WSJ reported that Microsoft has been gathering support to pressure the Federal government toward a multi-cloud approach, given AWS’ dominance. It added (edited):
Microsoft has issued talking points to other cloud companies aimed at jointly lobbying Washington to require major government projects to use more than one cloud service, taking aim at Amazon’s dominance in such contracts. – WSJ
Amazon Could Recover Its Operating Leverage Markedly
The consensus estimates (very bullish) suggest that Amazon could recover its operating leverage markedly as its revenue growth climbs out of its nadir from Q3 onwards.
Therefore, we believe the market re-rated AMZN, as it expects easier comps for the company to lap moving ahead.

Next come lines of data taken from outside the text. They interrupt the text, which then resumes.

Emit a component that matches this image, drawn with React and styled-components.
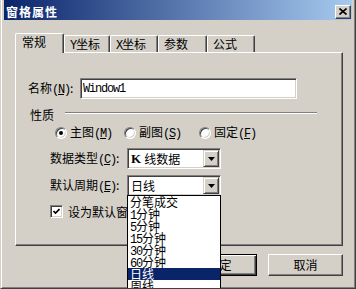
import React from 'react';
import styled, { createGlobalStyle } from 'styled-components';

const GlobalStyle = createGlobalStyle`
  html, body {
    margin: 0;
    padding: 0;
    width: 356px;
    height: 289px;
    overflow: hidden;
    background: #d4d0c8;
  }
  body {
    font-family: "Noto Sans CJK SC", "Liberation Sans", sans-serif;
    font-size: 12px;
    color: #000;
  }
`;

const Window = styled.div`
  width: 356px;
  height: 289px;
  box-sizing: border-box;
  overflow: hidden;
  background: #d4d0c8;
  border-left: 1px solid #d4d0c8;
  border-right: 1px solid #404040;
  border-bottom: 1px solid #404040;
  box-shadow: inset 1px 0 #fff, inset -1px -1px #808080;
  padding: 0 3px 3px 3px;
`;

const TitleBar = styled.div`
  height: 20px;
  box-sizing: border-box;
  padding: 3px 1px 0 2px;
  display: flex;
  align-items: center;
  background: linear-gradient(to right, #0a246a, #a6caf0);
`;

const TitleText = styled.div`
  flex: 1;
  color: #fff;
  font-weight: bold;
  font-size: 12px;
  letter-spacing: 1px;
  line-height: 14px;
`;

const CloseButton = styled.div`
  width: 16px;
  height: 14px;
  box-sizing: border-box;
  background: #d4d0c8;
  border: 1px solid;
  border-color: #fff #404040 #404040 #fff;
  box-shadow: inset -1px -1px #808080;
  display: flex;
  align-items: center;
  justify-content: center;
`;

const Body = styled.div`
  padding: 13px 0 0 11px;
`;

const TabRow = styled.div`
  display: flex;
  align-items: flex-end;
  height: 20px;
  margin-bottom: -1px;
  position: relative;
  z-index: 1;
`;

const Tab = styled.div`
  width: ${(p) => p.$w}px;
  height: ${(p) => (p.$active ? 20 : 17)}px;
  margin-bottom: ${(p) => (p.$active ? 0 : 1)}px;
  box-sizing: border-box;
  padding: 1px 0 0 ${(p) => (p.$active ? 6 : 5)}px;
  line-height: 14px;
  background: #d4d0c8;
  border-top: 1px solid #fff;
  border-left: 1px solid #fff;
  border-right: 1px solid #404040;
  border-radius: 2px 2px 0 0;
  box-shadow: inset -1px 0 #808080;
  white-space: nowrap;
`;

const Panel = styled.div`
  width: 328px;
  height: 194px;
  box-sizing: border-box;
  border-top: 1px solid #fff;
  border-left: 1px solid #fff;
  border-right: 1px solid #404040;
  border-bottom: 1px solid #404040;
  box-shadow: inset -1px -1px #808080;
  padding: 25px 0 0 12px;
`;

const Row = styled.div`
  display: flex;
  align-items: center;
  height: ${(p) => p.$h || 21}px;
  margin-top: ${(p) => p.$mt || 0}px;
  padding-left: ${(p) => p.$pl || 0}px;
`;

const Label = styled.div`
  width: ${(p) => p.$w}px;
  flex: none;
  line-height: 14px;
  white-space: nowrap;
`;

const Lat = styled.span`
  font-family: "Liberation Mono", monospace;
  font-size: 12px;
  letter-spacing: -1.2px;
`;

const KGlyph = styled.span`
  font-family: "Liberation Serif", serif;
  font-weight: bold;
  font-size: 13px;
  margin-right: 3px;
`;

const sunken = `
  background: #fff;
  border: 1px solid;
  border-color: #808080 #fff #fff #808080;
  box-shadow: inset 1px 1px #404040, inset -1px -1px #d4d0c8;
`;

const TextBox = styled.div`
  ${sunken}
  width: 217px;
  height: 21px;
  box-sizing: border-box;
  padding-left: 2px;
  display: flex;
  align-items: center;
  font-family: "Liberation Mono", monospace;
  font-size: 12px;
  letter-spacing: -1.2px;
`;

const GroupLabel = styled.div`
  margin-left: 2px;
  line-height: 14px;
`;

const GroupLine = styled.div`
  width: 252px;
  margin-left: 11px;
  align-self: flex-start;
  margin-top: 4px;
  border-top: 1px solid #808080;
  border-bottom: 1px solid #fff;
`;

const RadioItem = styled.div`
  width: ${(p) => p.$w}px;
  flex: none;
  display: flex;
  align-items: center;
  gap: 3px;
  line-height: 14px;
  white-space: nowrap;
`;

const RadioCircle = styled.div`
  width: 12px;
  height: 12px;
  box-sizing: border-box;
  border-radius: 50%;
  ${sunken}
  display: flex;
  align-items: center;
  justify-content: center;
  &::after {
    content: '';
    display: ${(p) => (p.$checked ? 'block' : 'none')};
    width: 4px;
    height: 4px;
    border-radius: 50%;
    background: #000;
  }
`;

const Select = styled.div`
  ${sunken}
  position: relative;
  width: 94px;
  height: 21px;
  box-sizing: border-box;
  display: flex;
  align-items: stretch;
  padding: 1px;
`;

const SelectText = styled.div`
  flex: 1;
  padding-left: 2px;
  display: flex;
  align-items: center;
  line-height: 14px;
`;

const DropButton = styled.div`
  width: 16px;
  box-sizing: border-box;
  background: #d4d0c8;
  border: 1px solid;
  border-color: #d4d0c8 #404040 #404040 #d4d0c8;
  box-shadow: inset 1px 1px #fff, inset -1px -1px #808080;
  display: flex;
  align-items: center;
  justify-content: center;
`;

const DropList = styled.div`
  position: absolute;
  top: 19px;
  left: -1px;
  width: 94px;
  box-sizing: border-box;
  background: #fff;
  border: 1px solid #000;
  z-index: 5;
`;

const ListItem = styled.div`
  height: 12px;
  line-height: 12px;
  padding-left: 2px;
  white-space: nowrap;
  background: ${(p) => (p.$selected ? '#0a246a' : 'transparent')};
  color: ${(p) => (p.$selected ? '#fff' : '#000')};
`;

const CheckBox = styled.div`
  width: 13px;
  height: 13px;
  box-sizing: border-box;
  ${sunken}
  display: flex;
  align-items: center;
  justify-content: center;
  flex: none;
`;

const CheckText = styled.div`
  margin-left: 5px;
  line-height: 14px;
  white-space: nowrap;
`;

const ButtonRow = styled.div`
  width: 328px;
  margin-top: 8px;
  display: flex;
  justify-content: flex-end;
  gap: 11px;
`;

const Button = styled.div`
  width: 75px;
  height: 22px;
  box-sizing: border-box;
  background: #d4d0c8;
  display: flex;
  align-items: center;
  justify-content: center;
  line-height: 14px;
  border: 1px solid;
  border-color: ${(p) => (p.$default ? '#000' : '#fff #404040 #404040 #fff')};
  box-shadow: ${(p) =>
    p.$default
      ? 'inset 1px 1px #fff, inset -1px -1px #404040, inset -2px -2px #808080'
      : 'inset -1px -1px #808080'};
`;

const Key = ({ k }) => (
  <Lat>
    (<u>{k}</u>)
  </Lat>
);

const Arrow = () => (
  <svg width="7" height="4" viewBox="0 0 7 4">
    <path d="M0 0h7L3.5 4z" fill="#000" />
  </svg>
);

const periods = ['分笔成交', '1分钟', '5分钟', '15分钟', '30分钟', '60分钟', '日线', '周线', '月线'];

const splitDigits = (s) => {
  const m = s.match(/^(\d*)(.*)$/);
  return (
    <>
      {m[1] && <Lat>{m[1]}</Lat>}
      {m[2]}
    </>
  );
};

export default function App() {
  return (
    <>
      <GlobalStyle />
      <Window>
        <TitleBar>
          <TitleText>窗格属性</TitleText>
          <CloseButton>
            <svg width="8" height="7" viewBox="0 0 8 7">
              <path d="M0.5 0.5L7.5 6.5M7.5 0.5L0.5 6.5" stroke="#000" strokeWidth="1.6" />
            </svg>
          </CloseButton>
        </TitleBar>
        <Body>
          <TabRow>
            <Tab $w={49} $active>常规</Tab>
            <Tab $w={46}><Lat>Y</Lat>坐标</Tab>
            <Tab $w={48}><Lat>X</Lat>坐标</Tab>
            <Tab $w={49}>参数</Tab>
            <Tab $w={48}>公式</Tab>
          </TabRow>
          <Panel>
            <Row>
              <Label $w={52}>
                名称<Key k="N" />:
              </Label>
              <TextBox>Window1</TextBox>
            </Row>
            <Row $h={14} $mt={9}>
              <GroupLabel>性质</GroupLabel>
              <GroupLine />
            </Row>
            <Row $h={14} $mt={4} $pl={27}>
              <RadioItem $w={69}>
                <RadioCircle $checked />
                <span>主图<Key k="M" /></span>
              </RadioItem>
              <RadioItem $w={75}>
                <RadioCircle />
                <span>副图<Key k="S" /></span>
              </RadioItem>
              <RadioItem $w={60}>
                <RadioCircle />
                <span>固定<Key k="F" /></span>
              </RadioItem>
            </Row>
            <Row $mt={8} $pl={22}>
              <Label $w={77}>
                数据类型<Key k="C" />:
              </Label>
              <Select>
                <SelectText>
                  <KGlyph>K</KGlyph>线数据
                </SelectText>
                <DropButton>
                  <Arrow />
                </DropButton>
              </Select>
            </Row>
            <Row $mt={6} $pl={22}>
              <Label $w={77}>
                默认周期<Key k="E" />:
              </Label>
              <Select>
                <SelectText>日线</SelectText>
                <DropButton>
                  <Arrow />
                </DropButton>
                <DropList>
                  {periods.map((p) => (
                    <ListItem key={p} $selected={p === '日线'}>
                      {splitDigits(p)}
                    </ListItem>
                  ))}
                </DropList>
              </Select>
            </Row>
            <Row $h={13} $mt={9} $pl={22}>
              <CheckBox>
                <svg width="7" height="7" viewBox="0 0 7 7">
                  <path d="M0.5 3L2.5 5L6.5 1" stroke="#000" strokeWidth="1.6" fill="none" />
                </svg>
              </CheckBox>
              <CheckText>设为默认窗口</CheckText>
            </Row>
          </Panel>
          <ButtonRow>
            <Button $default>确定</Button>
            <Button>取消</Button>
          </ButtonRow>
        </Body>
      </Window>
    </>
  );
}
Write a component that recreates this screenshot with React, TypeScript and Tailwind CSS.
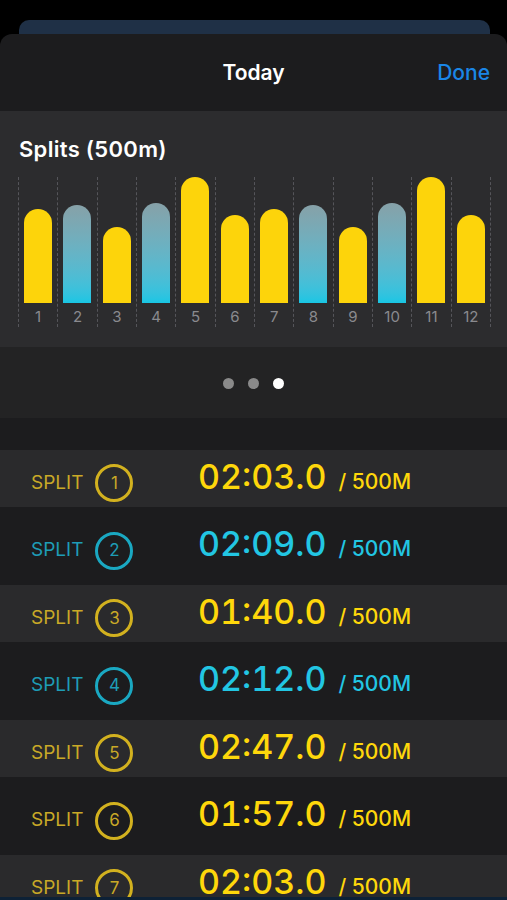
import React from 'react';

type Split = {
  n: number;
  time: string;
  fast: boolean;
};

// bar heights in px, same order as the splits
const bars = [94, 98, 76, 100, 126, 88, 94, 98, 76, 100, 126, 88];
const blueBars = [1, 3, 7, 9];

const splits: Split[] = [
  { n: 1, time: '02:03.0', fast: false },
  { n: 2, time: '02:09.0', fast: true },
  { n: 3, time: '01:40.0', fast: false },
  { n: 4, time: '02:12.0', fast: true },
  { n: 5, time: '02:47.0', fast: false },
  { n: 6, time: '01:57.0', fast: false },
  { n: 7, time: '02:03.0', fast: false },
];

function Chart() {
  return (
    <div className="flex ml-[18px] mr-[16px] h-[150px] border-r border-dashed border-[#55555a]">
      {bars.map((h, i) => (
        <div key={i} className="flex-1 flex flex-col items-center justify-end border-l border-dashed border-[#55555a]">
          <div
            className={
              blueBars.includes(i)
                ? 'w-[28px] rounded-t-[14px] bg-linear-to-b from-[#86a1a8] to-[#17c6e4]'
                : 'w-[28px] rounded-t-[14px] bg-[#fdd40b]'
            }
            style={{ height: h }}
          />
          <div className="h-[24px] pt-[4px] text-[15px] leading-[20px] text-[#8a8a8e]">{i + 1}</div>
        </div>
      ))}
    </div>
  );
}

function Row({ s, light }: { s: Split; light: boolean }) {
  const label = s.fast ? 'text-[#1e9db6]' : 'text-[#c9a927]';
  const ring = s.fast ? 'border-[#1aa8c2]' : 'border-[#d2b11f]';
  const num = s.fast ? 'text-[#22c6e3]' : 'text-[#fed70b]';
  return (
    <div
      className={
        light
          ? 'flex items-center h-[57px] pt-[5px] bg-[#2a2a2c] shrink-0'
          : 'flex items-center h-[78px] pt-[5px] bg-[#1c1c1e] shrink-0'
      }
    >
      <div className="flex items-baseline">
        <div className="w-[198px] pl-[31px] flex items-baseline gap-[12px]">
          <span className={`text-[19px] leading-none ${label}`}>SPLIT</span>
          <span className={`w-[38px] h-[38px] rounded-full border-[3px] ${ring} ${label} flex items-center justify-center text-[17px] leading-none`}>
            {s.n}
          </span>
        </div>
        <span className={`text-[34px] font-medium leading-none tabular-nums ${num}`}>{s.time}</span>
        <span className={`ml-[12px] text-[21px] font-medium leading-none ${num}`}>/ 500M</span>
      </div>
    </div>
  );
}

export default function App() {
  return (
    <div className="h-[900px] bg-black flex flex-col overflow-hidden" style={{ fontFamily: 'Inter, "Noto Sans", sans-serif' }}>
      <div className="pt-[20px] pl-[19px] pr-[17px]">
        <div className="h-[14px] rounded-t-[10px] bg-[#1f3046]" />
      </div>
      <div className="flex-1 min-h-0 overflow-hidden rounded-t-[12px] bg-[#1c1c1e] flex flex-col">
        <div className="h-[77px] shrink-0 relative flex items-center justify-center">
          <span className="text-[21px] font-semibold text-white">Today</span>
          <span className="absolute right-[17px] text-[21px] font-medium text-[#1a86e6]">Done</span>
        </div>
        <div className="shrink-0 bg-[#2c2c2e] pt-[26px] pb-[20px]">
          <div className="pl-[19px] text-[22px] leading-[24px] font-semibold tracking-[0.3px] text-white">Splits (500m)</div>
          <div className="mt-[16px]">
            <Chart />
          </div>
        </div>
        <div className="h-[71px] shrink-0 bg-[#232324] flex items-center justify-center gap-[14px] pt-[2px]">
          <span className="w-[11px] h-[11px] rounded-full bg-[#8a8a8a]" />
          <span className="w-[11px] h-[11px] rounded-full bg-[#8a8a8a]" />
          <span className="w-[11px] h-[11px] rounded-full bg-white" />
        </div>
        <div className="h-[32px] shrink-0" />
        {splits.map((s, i) => (
          <Row key={s.n} s={s} light={i % 2 === 0} />
        ))}
      </div>
      <div className="h-[3px] shrink-0 bg-[#0d2136]" />
    </div>
  );
}
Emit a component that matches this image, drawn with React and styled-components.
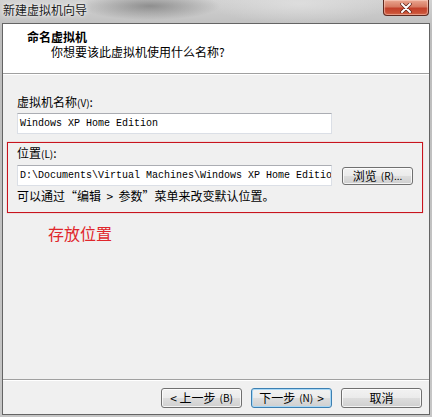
import React from 'react';
import styled, { createGlobalStyle } from 'styled-components';

const GlobalStyle = createGlobalStyle`
  html, body { margin: 0; padding: 0; }
  body {
    width: 432px;
    height: 417px;
    overflow: hidden;
    font-family: "Noto Sans CJK SC", "DejaVu Sans", sans-serif;
    font-size: 12px;
    color: #000;
  }
`;

const cjk = `"Noto Sans CJK SC", "DejaVu Sans", sans-serif`;

const Frame = styled.div`
  width: 432px;
  height: 417px;
  display: flex;
  flex-direction: column;
  box-sizing: border-box;
  background:
    radial-gradient(ellipse 70px 14px at 150px 6px, rgba(90, 90, 90, 0.55), transparent),
    radial-gradient(ellipse 90px 20px at 300px 4px, rgba(230, 230, 230, 0.6), transparent),
    linear-gradient(180deg, #d2d2d2 0%, #bdbdbd 30px, #c6c6c6 100%);
`;

const TitleBar = styled.div`
  height: 23px;
  display: flex;
  justify-content: space-between;
  align-items: flex-start;
  padding: 0 2px 0 3px;
  flex-shrink: 0;
`;

const TitleText = styled.div`
  font-family: ${cjk};
  font-size: 12px;
  line-height: 14px;
  margin-top: 3px;
  color: #1a1a1a;
  text-shadow: 0 0 6px rgba(255, 255, 255, 0.9), 0 0 3px rgba(255, 255, 255, 0.9);
`;

const CloseButton = styled.div`
  width: 46px;
  height: 16px;
  margin-right: 1px;
  box-sizing: border-box;
  border: 1px solid #5e2a20;
  border-top: none;
  border-radius: 0 0 4px 4px;
  background: linear-gradient(180deg, #e9a58f 0%, #d77a62 45%, #c2402a 55%, #cf5a3c 100%);
  box-shadow: inset 0 0 1px 1px rgba(255, 220, 210, 0.55);
  display: flex;
  align-items: center;
  justify-content: center;
`;

const Client = styled.div`
  flex: 1;
  margin: 0 2px 2px 2px;
  border: 1px solid #646464;
  background: #f0f0f0;
  display: flex;
  flex-direction: column;
  min-height: 0;
`;

const Header = styled.div`
  height: 49px;
  background: #fff;
  padding: 6px 0 0 24px;
  box-sizing: border-box;
  flex-shrink: 0;
`;

const HeaderTitle = styled.div`
  font-weight: bold;
  font-size: 12px;
  line-height: 14px;
`;

const HeaderSub = styled.div`
  font-size: 12px;
  line-height: 14px;
  margin: 1px 0 0 24px;
`;

const Divider = styled.div`
  height: 1px;
  background: #a0a0a0;
  border-bottom: 1px solid #fff;
  flex-shrink: 0;
`;

const Body = styled.div`
  flex: 1;
  padding: 20px 0 0 14px;
`;

const Label = styled.div`
  font-size: 12px;
  line-height: 14px;
`;

const TextBox = styled.div`
  width: ${p => p.$w}px;
  height: 21px;
  box-sizing: border-box;
  margin-top: ${p => p.$mt || 0}px;
  background: #fff;
  border: 1px solid #dbdfe6;
  border-top-color: #abadb3;
  padding: 0 2px;
  font-family: "Liberation Mono", "DejaVu Sans Mono", monospace;
  font-size: 10px;
  line-height: 19px;
  white-space: nowrap;
  overflow: hidden;
`;

const Marked = styled.div`
  margin: 8px 0 0 -10px;
  width: 416px;
  height: 71px;
  box-sizing: border-box;
  border: 1px solid #c8141e;
  box-shadow: 0 0 1px rgba(220, 40, 40, 0.5);
  padding: 3px 0 0 9px;
`;

const Row = styled.div`
  display: flex;
  align-items: center;
  gap: 10px;
  margin-top: 4px;
`;

const Button = styled.div`
  width: ${p => p.$w}px;
  height: ${p => p.$h}px;
  box-sizing: border-box;
  border: 1px solid ${p => (p.$focus ? '#3c7fb1' : '#707070')};
  border-radius: 3px;
  background: linear-gradient(180deg, #f2f2f2 0%, #ebebeb 48%, #dddddd 52%, #cfcfcf 100%);
  box-shadow: ${p => (p.$focus ? 'inset 0 0 0 1px #a8d8f6' : 'inset 0 0 0 1px rgba(255,255,255,0.75)')};
  display: flex;
  align-items: center;
  justify-content: center;
  gap: 4px;
  font-size: 12px;
  line-height: 14px;
  white-space: nowrap;
`;

const Hint = styled.div`
  margin-top: 3px;
  font-size: 12px;
  line-height: 14px;
  white-space: pre;
`;

const Note = styled.div`
  margin: 10px 0 0 31px;
  color: #e0262b;
  font-size: 16px;
  line-height: 20px;
`;

const Footer = styled.div`
  flex-shrink: 0;
`;

const ButtonRow = styled.div`
  display: flex;
  justify-content: flex-end;
  gap: 9px;
  padding: 7px 7px 6px 0;
`;

const Small = styled.span`
  font-size: 10px;
`;

export default function App() {
  return (
    <>
      <GlobalStyle />
      <Frame>
        <TitleBar>
          <TitleText>新建虚拟机向导</TitleText>
          <CloseButton>
            <svg width="12" height="10" viewBox="0 0 12 10">
              <path d="M2 1 L10 9 M10 1 L2 9" stroke="#5a2218" strokeWidth="3.4" strokeLinecap="round" />
              <path d="M2 1 L10 9 M10 1 L2 9" stroke="#fff" strokeWidth="2" strokeLinecap="round" />
            </svg>
          </CloseButton>
        </TitleBar>
        <Client>
          <Header>
            <HeaderTitle>命名虚拟机</HeaderTitle>
            <HeaderSub>你想要该此虚拟机使用什么名称?</HeaderSub>
          </Header>
          <Divider />
          <Body>
            <Label>虚拟机名称<Small>(V)</Small>:</Label>
            <TextBox $w={315} $mt={3}>Windows XP Home Edition</TextBox>
            <Marked>
              <Label>位置<Small>(L)</Small>:</Label>
              <Row>
                <TextBox $w={315}>D:\Documents\Virtual Machines\Windows XP Home Edition</TextBox>
                <Button $w={71} $h={18}>浏览<Small>(R)...</Small></Button>
              </Row>
              <Hint>{'可以通过“编辑  >  参数”菜单来改变默认位置。'}</Hint>
            </Marked>
            <Note>存放位置</Note>
          </Body>
          <Footer>
            <Divider />
            <ButtonRow>
              <Button $w={81} $h={20}>&lt; 上一步<Small>(B)</Small></Button>
              <Button $w={81} $h={20} $focus>下一步<Small>(N)</Small> &gt;</Button>
              <Button $w={81} $h={20}>取消</Button>
            </ButtonRow>
          </Footer>
        </Client>
      </Frame>
    </>
  );
}
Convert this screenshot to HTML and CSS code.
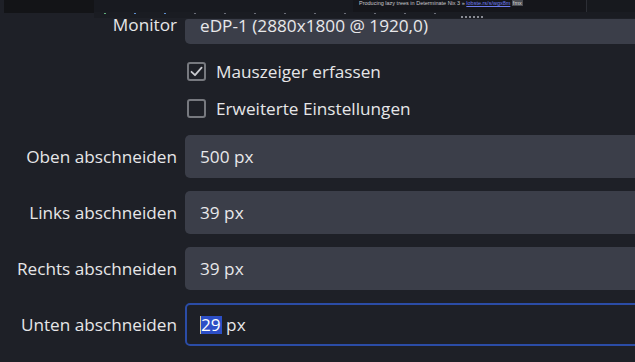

|Current market cap||$1.37T|
|Required FCF yield in CQ4’26||5%|
|Assumed TTM FCF margin in CQ4’26||10.5%|
|Implied TTM revenue by CQ4’26||$1.032T|
AMZN reverse cash flow valuation model. Data source: S&P Cap IQ, author
However, we urge investors not to chase the recent rally, as our valuation model shows that AMZN could underperform the market. Investors need to be cautious in expecting Amazon to recover its market outperformance potential, given slowing topline and bottom-line growth.
We believe it explains why the market de-rated AMZN in November 2021, even though it traded at an FY25 free cash flow (FCF) yield of 4.23%. The Street also expects Amazon’s FCF margins to continue improving through FY25, but the market wasn’t convinced.
As a result, we believe investors need to be less aggressive with their assumptions on AMZN and demand a higher FCF yield to compensate for potentially slower growth.
Accordingly, our model suggests that Amazon needs to deliver a TTM revenue of $1.032T by CQ4’26, to meet a market-perform hurdle rate of 11% in our model, which is unlikely. Therefore, it suggests that AMZN could likely underperform at the current levels.
Is AMZN Stock A Buy, Sell, Or Hold?
We reiterate our Hold rating on AMZN.
While we acknowledge that AMZN should hold its June lows, we are not convinced that AMZN could outperform the market moving forward. Given the recent tech and growth bear market, we urge investors to consider other opportunities to increase their potential for outperformance.